In your copy, include every line of the listing below exactly but none of the pictures.
++++++++
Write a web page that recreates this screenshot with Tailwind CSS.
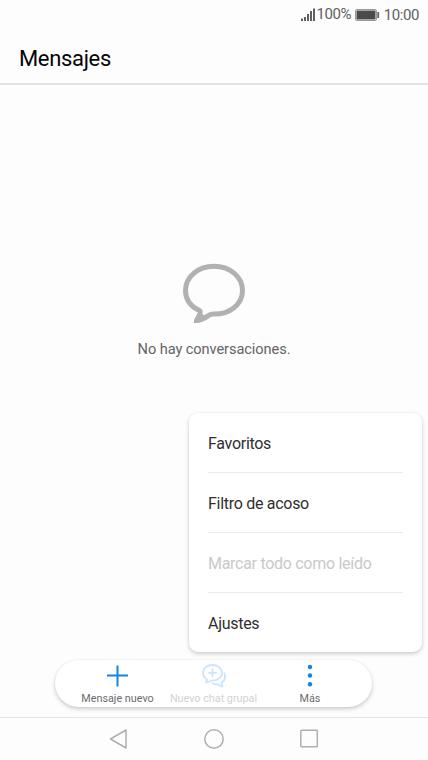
<!DOCTYPE html>
<html lang="es">
<head>
<meta charset="utf-8">
<title>Mensajes</title>
<script src="https://cdn.jsdelivr.net/npm/@tailwindcss/browser@4"></script>
</head>
<body class="bg-[#fdfdfd]">
<div class="relative flex h-[760px] w-[428px] flex-col overflow-hidden bg-[#fdfdfd] font-['Roboto',sans-serif] whitespace-nowrap">
  <div class="flex h-[29px] shrink-0 items-center justify-end pr-[9px] text-[15px] leading-[29px] tracking-[-0.400px] text-[#606060]">
    <svg class="mr-[1px] h-[14px] w-[14px]" viewBox="0 0 14 14" fill="#606060">
      <rect x="0" y="10.500" width="2" height="2.5"/><rect x="3" y="9" width="2" height="4"/><rect x="6" y="6" width="2" height="7"/><rect x="9" y="3" width="2" height="10"/><rect x="12" y=".5" width="2" height="12.5"/>
    </svg>
    <span>100%</span>
    <svg class="mr-[4px] ml-[4px] h-[12px] w-[24.500px]" viewBox="0 0 24.500 12" fill="none">
      <rect x=".5" y=".5" width="21" height="11" rx="1.5" stroke="#999"/><rect x="1.500" y="1.500" width="19" height="9" fill="#4b4b4b"/><rect x="22.300" y="3" width="1.800" height="6" fill="#666"/>
    </svg>
    <span class="pt-px">10:00</span>
  </div>
  <header class="flex h-[56px] shrink-0 items-center border-b-2 border-[#e3e3e3] pl-[19px]">
    <h1 class="pt-[6px] text-[22px] leading-[26px] tracking-[-0.340px] text-[#050505]">Mensajes</h1>
  </header>
  <main class="flex flex-1 flex-col items-center pt-[177px]">
    <svg class="h-[64px] w-[66px]" viewBox="0 0 66 64" fill="none" stroke="#b1b1b1" stroke-width="5" stroke-linejoin="round">
      <path d="M33 4.300C17.500 4.300 4.500 14.500 4.500 28.500C4.500 37.500 10 44.500 18 48.300C19.500 49 19.500 50.200 19 52L15.500 58.600C20.500 58 24.500 55.800 28 53.200C29.500 52.200 30.500 52.100 32.500 52.100C48.500 52.500 61.500 42.500 61.500 28.500C61.500 14.500 48.500 4.300 33 4.300Z"/>
      <path d="M13.400 60.200L18.500 51.500L23.500 54.500L18 59.800Z" fill="#b1b1b1" stroke-width="1.500"/>
    </svg>
    <p class="mt-[13px] text-[14.600px] leading-[20px] tracking-[-0.080px] text-[#646464]">No hay conversaciones.</p>
  </main>
  <footer class="flex h-[43px] shrink-0 items-center justify-center gap-[75px] border-t border-[#e6e6e6] pr-[1px]">
    <svg class="h-[22px] w-[20px]" viewBox="0 0 20 22" fill="none" stroke="#afafaf" stroke-width="1.500" stroke-linejoin="round"><path d="M2.500 11L18 2V20Z"/></svg>
    <svg class="h-[22px] w-[22px]" viewBox="0 0 22 22" fill="none" stroke="#afafaf" stroke-width="1.500"><circle cx="11" cy="11" r="9.200"/></svg>
    <svg class="h-[22px] w-[20px]" viewBox="0 0 20 22" fill="none" stroke="#afafaf" stroke-width="1.500"><rect x=".800" y="2.300" width="16.500" height="16.500" rx=".7"/></svg>
  </footer>

  <nav class="absolute top-[660px] left-[55px] flex h-[47px] w-[317px] justify-center rounded-full bg-white text-[10.800px] leading-[13px] text-[#6c6c6c] shadow-[0_2px_4px_rgba(0,0,0,0.2),0_0_2px_rgba(0,0,0,0.06)]">
    <button class="flex w-[96px] flex-col items-center">
      <svg class="mt-[4px] h-[24px] w-[24px]" viewBox="0 0 24 24" stroke="#1384e5" stroke-width="2"><path d="M11.500 1.500V22.500M1 11.500H22"/></svg>
      <span class="mt-[4px]">Mensaje nuevo</span>
    </button>
    <button class="flex w-[96px] flex-col items-center text-[#d2d2d2]">
      <svg class="mt-[3px] h-[25px] w-[26px]" viewBox="0 0 26 25" fill="none" stroke="#cde4fa" stroke-width="1.800" stroke-linejoin="round" stroke-linecap="round">
        <path d="M11.500 2C6 2 2 5.300 2 9.800C2 12.800 3.700 15.100 6.200 16.500L5 19.300C7 19.300 8.500 18.600 9.800 17.600C16.500 18 21 14.400 21 9.800C21 5.300 17 2 11.500 2Z"/>
        <path d="M11.500 6.300V13.300M8 9.800H15"/>
        <path d="M23.300 10.300C25.300 14 24 17.700 20.500 19.500L21.500 23.500C19.500 23.500 18 22.300 16.800 21.300C14.500 21.500 12.800 21 11.200 20.200"/>
      </svg>
      <span class="mt-[4px]">Nuevo chat grupal</span>
    </button>
    <button class="flex w-[96px] flex-col items-center">
      <svg class="mt-[3px] h-[25px] w-[24px]" viewBox="0 0 24 25" fill="#1384e5"><circle cx="12" cy="4" r="2.200"/><circle cx="12" cy="12.500" r="2.200"/><circle cx="12" cy="21.200" r="2.200"/></svg>
      <span class="mt-[4px] pl-px">Más</span>
    </button>
  </nav>

  <ul class="absolute top-[413px] left-[189px] h-[239px] w-[233px] rounded-[9px] bg-white px-[19px] text-[16px] leading-[59px] tracking-[-0.290px] text-[#2f2f2f] shadow-[0_2px_4px_rgba(0,0,0,0.18),0_0_3px_rgba(0,0,0,0.05)]">
    <li class="h-[60px] border-b border-[#ebebeb] pt-px">Favoritos</li>
    <li class="h-[60px] border-b border-[#ebebeb] pt-px">Filtro de acoso</li>
    <li class="h-[60px] border-b border-[#ebebeb] pt-px text-[#c9c9c9]">Marcar todo como leído</li>
    <li class="h-[59px] pt-px">Ajustes</li>
  </ul>
</div>
</body>
</html>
++++++++
__SOLUTION FOR THIS EXERCISE__
Write a web page that recreates this screenshot with Tailwind CSS.
<!DOCTYPE html>
<html lang="es">
<head>
<meta charset="utf-8">
<title>Mensajes</title>
<script src="https://cdn.jsdelivr.net/npm/@tailwindcss/browser@4"></script>
</head>
<body class="bg-[#fdfdfd]">
<div class="relative flex h-[760px] w-[428px] flex-col overflow-hidden bg-[#fdfdfd] font-['Roboto',sans-serif] whitespace-nowrap">
  <div class="flex h-[29px] shrink-0 items-center justify-end pr-[9px] text-[15px] leading-[29px] tracking-[-0.400px] text-[#606060]">
    <svg class="mr-[1px] h-[14px] w-[14px]" viewBox="0 0 14 14" fill="#606060">
      <rect x="0" y="10.500" width="2" height="2.5"/><rect x="3" y="9" width="2" height="4"/><rect x="6" y="6" width="2" height="7"/><rect x="9" y="3" width="2" height="10"/><rect x="12" y=".5" width="2" height="12.5"/>
    </svg>
    <span>100%</span>
    <svg class="mr-[4px] ml-[4px] h-[12px] w-[24.500px]" viewBox="0 0 24.500 12" fill="none">
      <rect x=".5" y=".5" width="21" height="11" rx="1.5" stroke="#999"/><rect x="1.500" y="1.500" width="19" height="9" fill="#4b4b4b"/><rect x="22.300" y="3" width="1.800" height="6" fill="#666"/>
    </svg>
    <span class="pt-px">10:00</span>
  </div>
  <header class="flex h-[56px] shrink-0 items-center border-b-2 border-[#e3e3e3] pl-[19px]">
    <h1 class="pt-[6px] text-[22px] leading-[26px] tracking-[-0.340px] text-[#050505]">Mensajes</h1>
  </header>
  <main class="flex flex-1 flex-col items-center pt-[177px]">
    <svg class="h-[64px] w-[66px]" viewBox="0 0 66 64" fill="none" stroke="#b1b1b1" stroke-width="5" stroke-linejoin="round">
      <path d="M33 4.300C17.500 4.300 4.500 14.500 4.500 28.500C4.500 37.500 10 44.500 18 48.300C19.500 49 19.500 50.200 19 52L15.500 58.600C20.500 58 24.500 55.800 28 53.200C29.500 52.200 30.500 52.100 32.500 52.100C48.500 52.500 61.500 42.500 61.500 28.500C61.500 14.500 48.500 4.300 33 4.300Z"/>
      <path d="M13.400 60.200L18.500 51.500L23.500 54.500L18 59.800Z" fill="#b1b1b1" stroke-width="1.500"/>
    </svg>
    <p class="mt-[13px] text-[14.600px] leading-[20px] tracking-[-0.080px] text-[#646464]">No hay conversaciones.</p>
  </main>
  <footer class="flex h-[43px] shrink-0 items-center justify-center gap-[75px] border-t border-[#e6e6e6] pr-[1px]">
    <svg class="h-[22px] w-[20px]" viewBox="0 0 20 22" fill="none" stroke="#afafaf" stroke-width="1.500" stroke-linejoin="round"><path d="M2.500 11L18 2V20Z"/></svg>
    <svg class="h-[22px] w-[22px]" viewBox="0 0 22 22" fill="none" stroke="#afafaf" stroke-width="1.500"><circle cx="11" cy="11" r="9.200"/></svg>
    <svg class="h-[22px] w-[20px]" viewBox="0 0 20 22" fill="none" stroke="#afafaf" stroke-width="1.500"><rect x=".800" y="2.300" width="16.500" height="16.500" rx=".7"/></svg>
  </footer>

  <nav class="absolute top-[660px] left-[55px] flex h-[47px] w-[317px] justify-center rounded-full bg-white text-[10.800px] leading-[13px] text-[#6c6c6c] shadow-[0_2px_4px_rgba(0,0,0,0.2),0_0_2px_rgba(0,0,0,0.06)]">
    <button class="flex w-[96px] flex-col items-center">
      <svg class="mt-[4px] h-[24px] w-[24px]" viewBox="0 0 24 24" stroke="#1384e5" stroke-width="2"><path d="M11.500 1.500V22.500M1 11.500H22"/></svg>
      <span class="mt-[4px]">Mensaje nuevo</span>
    </button>
    <button class="flex w-[96px] flex-col items-center text-[#d2d2d2]">
      <svg class="mt-[3px] h-[25px] w-[26px]" viewBox="0 0 26 25" fill="none" stroke="#cde4fa" stroke-width="1.800" stroke-linejoin="round" stroke-linecap="round">
        <path d="M11.500 2C6 2 2 5.300 2 9.800C2 12.800 3.700 15.100 6.200 16.500L5 19.300C7 19.300 8.500 18.600 9.800 17.600C16.500 18 21 14.400 21 9.800C21 5.300 17 2 11.500 2Z"/>
        <path d="M11.500 6.300V13.300M8 9.800H15"/>
        <path d="M23.300 10.300C25.300 14 24 17.700 20.500 19.500L21.500 23.500C19.500 23.500 18 22.300 16.800 21.300C14.500 21.500 12.800 21 11.200 20.200"/>
      </svg>
      <span class="mt-[4px]">Nuevo chat grupal</span>
    </button>
    <button class="flex w-[96px] flex-col items-center">
      <svg class="mt-[3px] h-[25px] w-[24px]" viewBox="0 0 24 25" fill="#1384e5"><circle cx="12" cy="4" r="2.200"/><circle cx="12" cy="12.500" r="2.200"/><circle cx="12" cy="21.200" r="2.200"/></svg>
      <span class="mt-[4px] pl-px">Más</span>
    </button>
  </nav>

  <ul class="absolute top-[413px] left-[189px] h-[239px] w-[233px] rounded-[9px] bg-white px-[19px] text-[16px] leading-[59px] tracking-[-0.290px] text-[#2f2f2f] shadow-[0_2px_4px_rgba(0,0,0,0.18),0_0_3px_rgba(0,0,0,0.05)]">
    <li class="h-[60px] border-b border-[#ebebeb] pt-px">Favoritos</li>
    <li class="h-[60px] border-b border-[#ebebeb] pt-px">Filtro de acoso</li>
    <li class="h-[60px] border-b border-[#ebebeb] pt-px text-[#c9c9c9]">Marcar todo como leído</li>
    <li class="h-[59px] pt-px">Ajustes</li>
  </ul>
</div>
</body>
</html>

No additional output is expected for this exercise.